All of the lines below are to be transcribed faithfully, with pictures excluded from the copy.

━━━━━━━━

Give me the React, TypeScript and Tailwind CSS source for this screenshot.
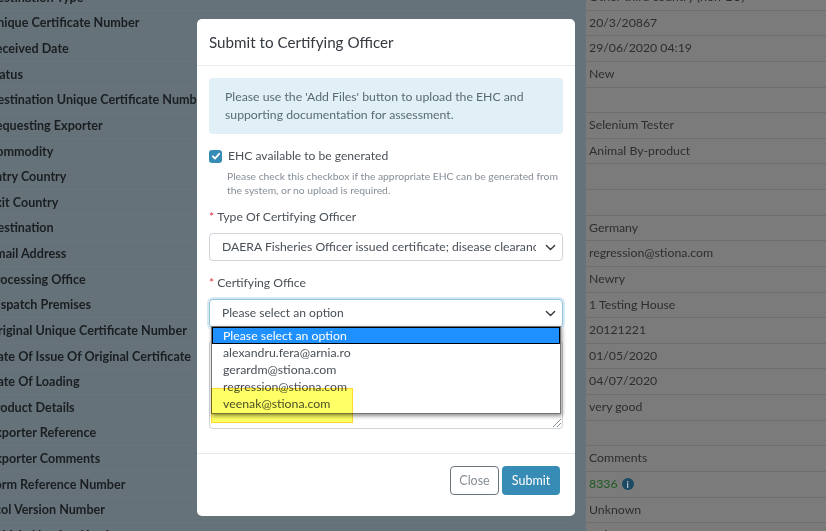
const rows: [string, string][] = [
  ['Destination Type', 'Other third country (non-EU)'],
  ['Unique Certificate Number', '20/3/20867'],
  ['Received Date', '29/06/2020 04:19'],
  ['Status', 'New'],
  ['Destination Unique Certificate Number', ''],
  ['Requesting Exporter', 'Selenium Tester'],
  ['Commodity', 'Animal By-product'],
  ['Entry Country', ''],
  ['Exit Country', ''],
  ['Destination', 'Germany'],
  ['Email Address', 'regression@stiona.com'],
  ['Processing Office', 'Newry'],
  ['Dispatch Premises', '1 Testing House'],
  ['Original Unique Certificate Number', '20121221'],
  ['Date Of Issue Of Original Certificate', '01/05/2020'],
  ['Date Of Loading', '04/07/2020'],
  ['Product Details', 'very good'],
  ['Exporter Reference', ''],
  ['Exporter Comments', 'Comments'],
  ['Form Reference Number', '8336'],
  ['Ecol Version Number', 'Unknown'],
  ['Vehicle Number Used', 'Unknown'],
];

const options = ['alexandru.fera@arnia.ro', 'gerardm@stiona.com', 'regression@stiona.com', 'veenak@stiona.com'];

function Chevron() {
  return (
    <svg className="h-[11px] w-[11px] shrink-0 text-[#343a40]" viewBox="0 0 16 16" fill="none" stroke="currentColor" strokeWidth="2" strokeLinecap="round" strokeLinejoin="round">
      <path d="M2 5l6 6 6-6" />
    </svg>
  );
}

function Label({ text }: { text: string }) {
  return (
    <div className="mb-[6px] h-[20px] text-[12.2px] leading-[20px] text-[#495057]">
      <span className="mr-[3px] text-[#dc3545]">*</span>
      {text}
    </div>
  );
}

export default function App() {
  return (
    <div className="relative h-[531px] w-[826px] overflow-hidden bg-[#66727a] font-['Lato','Roboto',sans-serif]">
      {/* page behind the backdrop */}
      <div className="-mt-[15px] flex flex-col">
        {rows.map(([label, value]) => (
          <div key={label} className="flex h-[25.63px]">
            <div className="-ml-[12px] flex w-[587px] shrink-0 items-center whitespace-nowrap border-b border-[#6a747b] pt-[2px] text-[12.6px] font-bold text-[#1a1e21]">{label}</div>
            <div className="ml-[11px] flex flex-1 items-center gap-[4px] border-b border-[#6e6e6e] bg-[#7b7b7b] pl-[3px] text-[12.3px] text-[#2e2e2e]">
              {value === '8336' ? (
                <>
                  <span className="text-[#1f5a1f]">8336</span>
                  <span className="flex h-[12px] w-[12px] items-center justify-center rounded-full bg-[#1c4a63] text-[9px] font-bold leading-none text-[#b8c4cc]">i</span>
                </>
              ) : (
                value
              )}
            </div>
          </div>
        ))}
      </div>

      {/* modal */}
      <div className="absolute left-[197px] top-[19px] flex h-[497px] w-[378px] flex-col rounded-[5px] bg-white text-[#495057]">
        <div className="flex h-[47px] items-center border-b border-[#e9ecef] px-[12px] text-[15.2px] text-[#343a40]">Submit to Certifying Officer</div>

        <div className="relative flex-1 px-[12px] pt-[12px]">
          <div className="h-[56px] rounded-[4px] bg-[#e1eff6] px-[16px] pt-[10px] text-[12.25px] leading-[18px] text-[#5b6b75]">
            Please use the 'Add Files' button to upload the EHC and supporting documentation for assessment.
          </div>

          <div className="mt-[12px] flex h-[20px] items-center gap-[6px] text-[12.1px]">
            <span className="flex h-[13px] w-[13px] items-center justify-center rounded-[3px] bg-[#368cb5]">
              <svg className="h-[10px] w-[10px]" viewBox="0 0 16 16" fill="none" stroke="white" strokeWidth="3" strokeLinecap="round" strokeLinejoin="round">
                <path d="M3 8.5l3.5 3.5L13 4.5" />
              </svg>
            </span>
            EHC available to be generated
          </div>
          <p className="mb-[10px] ml-[18px] mt-[3px] text-[10.3px] leading-[14px] text-[#868e96]">
            Please check this checkbox if the appropriate EHC can be generated from the system, or no upload is required.
          </p>

          <Label text="Type Of Certifying Officer" />
          <div className="mb-[12px] flex h-[28px] items-center rounded-[4px] border border-[#ced4da] pl-[12px] pr-[6px] text-[12.2px]">
            <span className="w-[314px] overflow-hidden whitespace-nowrap">DAERA Fisheries Officer issued certificate; disease clearance</span>
            <span className="ml-auto"><Chevron /></span>
          </div>

          <Label text="Certifying Office" />
          <div className="flex h-[29px] items-center justify-between rounded-[4px] border border-[#8fc3dc] pl-[12px] pr-[6px] text-[12.1px] shadow-[0_0_0_2px_rgba(54,140,181,0.2)]">
            Please select an option
            <Chevron />
          </div>

          {/* textarea under the open list */}
          <div className="relative mt-[12px] h-[89px] rounded-[4px] border border-[#ced4da]">
            <svg className="absolute bottom-[1px] right-[1px] h-[9px] w-[9px] text-[#8a8f94]" viewBox="0 0 9 9" stroke="currentColor" fill="none">
              <path d="M1 9l8-8M5 9l4-4" />
            </svg>
          </div>

          {/* open select list */}
          <div className="absolute left-[14px] top-[260px] w-[350px] border border-[#767676] bg-white text-[12.3px] leading-[17px] text-[#495057] shadow-[1px_2px_4px_rgba(0,0,0,0.45)]">
            <div className="border border-black bg-[#1e90ff] pl-[10px] leading-[15px] text-white">Please select an option</div>
            {options.map((o) => (
              <div key={o} className="pl-[11px]">{o}</div>
            ))}
            <div className="h-[1px]" />
          </div>

          {/* marker highlight added on the screenshot */}
          <div className="absolute left-[14px] top-[322px] h-[35px] w-[142px] border border-[#ffd92e] bg-[#ffff66] mix-blend-multiply" />
        </div>

        <div className="flex h-[63px] items-start justify-end gap-[3px] border-t border-[#e5e7e9] pr-[15px] pt-[12px] text-[12.5px]">
          <button className="h-[29px] w-[49px] rounded-[4px] border border-[#6c757d] pt-[1px] text-[#868e96]">Close</button>
          <button className="h-[29px] w-[58px] rounded-[4px] bg-[#368cb5] pt-[1px] text-white">Submit</button>
        </div>
      </div>
    </div>
  );
}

━━━━━━━━

Solution to this task:
Give me the React, TypeScript and Tailwind CSS source for this screenshot.
const rows: [string, string][] = [
  ['Destination Type', 'Other third country (non-EU)'],
  ['Unique Certificate Number', '20/3/20867'],
  ['Received Date', '29/06/2020 04:19'],
  ['Status', 'New'],
  ['Destination Unique Certificate Number', ''],
  ['Requesting Exporter', 'Selenium Tester'],
  ['Commodity', 'Animal By-product'],
  ['Entry Country', ''],
  ['Exit Country', ''],
  ['Destination', 'Germany'],
  ['Email Address', 'regression@stiona.com'],
  ['Processing Office', 'Newry'],
  ['Dispatch Premises', '1 Testing House'],
  ['Original Unique Certificate Number', '20121221'],
  ['Date Of Issue Of Original Certificate', '01/05/2020'],
  ['Date Of Loading', '04/07/2020'],
  ['Product Details', 'very good'],
  ['Exporter Reference', ''],
  ['Exporter Comments', 'Comments'],
  ['Form Reference Number', '8336'],
  ['Ecol Version Number', 'Unknown'],
  ['Vehicle Number Used', 'Unknown'],
];

const options = ['alexandru.fera@arnia.ro', 'gerardm@stiona.com', 'regression@stiona.com', 'veenak@stiona.com'];

function Chevron() {
  return (
    <svg className="h-[11px] w-[11px] shrink-0 text-[#343a40]" viewBox="0 0 16 16" fill="none" stroke="currentColor" strokeWidth="2" strokeLinecap="round" strokeLinejoin="round">
      <path d="M2 5l6 6 6-6" />
    </svg>
  );
}

function Label({ text }: { text: string }) {
  return (
    <div className="mb-[6px] h-[20px] text-[12.2px] leading-[20px] text-[#495057]">
      <span className="mr-[3px] text-[#dc3545]">*</span>
      {text}
    </div>
  );
}

export default function App() {
  return (
    <div className="relative h-[531px] w-[826px] overflow-hidden bg-[#66727a] font-['Lato','Roboto',sans-serif]">
      {/* page behind the backdrop */}
      <div className="-mt-[15px] flex flex-col">
        {rows.map(([label, value]) => (
          <div key={label} className="flex h-[25.63px]">
            <div className="-ml-[12px] flex w-[587px] shrink-0 items-center whitespace-nowrap border-b border-[#6a747b] pt-[2px] text-[12.6px] font-bold text-[#1a1e21]">{label}</div>
            <div className="ml-[11px] flex flex-1 items-center gap-[4px] border-b border-[#6e6e6e] bg-[#7b7b7b] pl-[3px] text-[12.3px] text-[#2e2e2e]">
              {value === '8336' ? (
                <>
                  <span className="text-[#1f5a1f]">8336</span>
                  <span className="flex h-[12px] w-[12px] items-center justify-center rounded-full bg-[#1c4a63] text-[9px] font-bold leading-none text-[#b8c4cc]">i</span>
                </>
              ) : (
                value
              )}
            </div>
          </div>
        ))}
      </div>

      {/* modal */}
      <div className="absolute left-[197px] top-[19px] flex h-[497px] w-[378px] flex-col rounded-[5px] bg-white text-[#495057]">
        <div className="flex h-[47px] items-center border-b border-[#e9ecef] px-[12px] text-[15.2px] text-[#343a40]">Submit to Certifying Officer</div>

        <div className="relative flex-1 px-[12px] pt-[12px]">
          <div className="h-[56px] rounded-[4px] bg-[#e1eff6] px-[16px] pt-[10px] text-[12.25px] leading-[18px] text-[#5b6b75]">
            Please use the 'Add Files' button to upload the EHC and supporting documentation for assessment.
          </div>

          <div className="mt-[12px] flex h-[20px] items-center gap-[6px] text-[12.1px]">
            <span className="flex h-[13px] w-[13px] items-center justify-center rounded-[3px] bg-[#368cb5]">
              <svg className="h-[10px] w-[10px]" viewBox="0 0 16 16" fill="none" stroke="white" strokeWidth="3" strokeLinecap="round" strokeLinejoin="round">
                <path d="M3 8.5l3.5 3.5L13 4.5" />
              </svg>
            </span>
            EHC available to be generated
          </div>
          <p className="mb-[10px] ml-[18px] mt-[3px] text-[10.3px] leading-[14px] text-[#868e96]">
            Please check this checkbox if the appropriate EHC can be generated from the system, or no upload is required.
          </p>

          <Label text="Type Of Certifying Officer" />
          <div className="mb-[12px] flex h-[28px] items-center rounded-[4px] border border-[#ced4da] pl-[12px] pr-[6px] text-[12.2px]">
            <span className="w-[314px] overflow-hidden whitespace-nowrap">DAERA Fisheries Officer issued certificate; disease clearance</span>
            <span className="ml-auto"><Chevron /></span>
          </div>

          <Label text="Certifying Office" />
          <div className="flex h-[29px] items-center justify-between rounded-[4px] border border-[#8fc3dc] pl-[12px] pr-[6px] text-[12.1px] shadow-[0_0_0_2px_rgba(54,140,181,0.2)]">
            Please select an option
            <Chevron />
          </div>

          {/* textarea under the open list */}
          <div className="relative mt-[12px] h-[89px] rounded-[4px] border border-[#ced4da]">
            <svg className="absolute bottom-[1px] right-[1px] h-[9px] w-[9px] text-[#8a8f94]" viewBox="0 0 9 9" stroke="currentColor" fill="none">
              <path d="M1 9l8-8M5 9l4-4" />
            </svg>
          </div>

          {/* open select list */}
          <div className="absolute left-[14px] top-[260px] w-[350px] border border-[#767676] bg-white text-[12.3px] leading-[17px] text-[#495057] shadow-[1px_2px_4px_rgba(0,0,0,0.45)]">
            <div className="border border-black bg-[#1e90ff] pl-[10px] leading-[15px] text-white">Please select an option</div>
            {options.map((o) => (
              <div key={o} className="pl-[11px]">{o}</div>
            ))}
            <div className="h-[1px]" />
          </div>

          {/* marker highlight added on the screenshot */}
          <div className="absolute left-[14px] top-[322px] h-[35px] w-[142px] border border-[#ffd92e] bg-[#ffff66] mix-blend-multiply" />
        </div>

        <div className="flex h-[63px] items-start justify-end gap-[3px] border-t border-[#e5e7e9] pr-[15px] pt-[12px] text-[12.5px]">
          <button className="h-[29px] w-[49px] rounded-[4px] border border-[#6c757d] pt-[1px] text-[#868e96]">Close</button>
          <button className="h-[29px] w-[58px] rounded-[4px] bg-[#368cb5] pt-[1px] text-white">Submit</button>
        </div>
      </div>
    </div>
  );
}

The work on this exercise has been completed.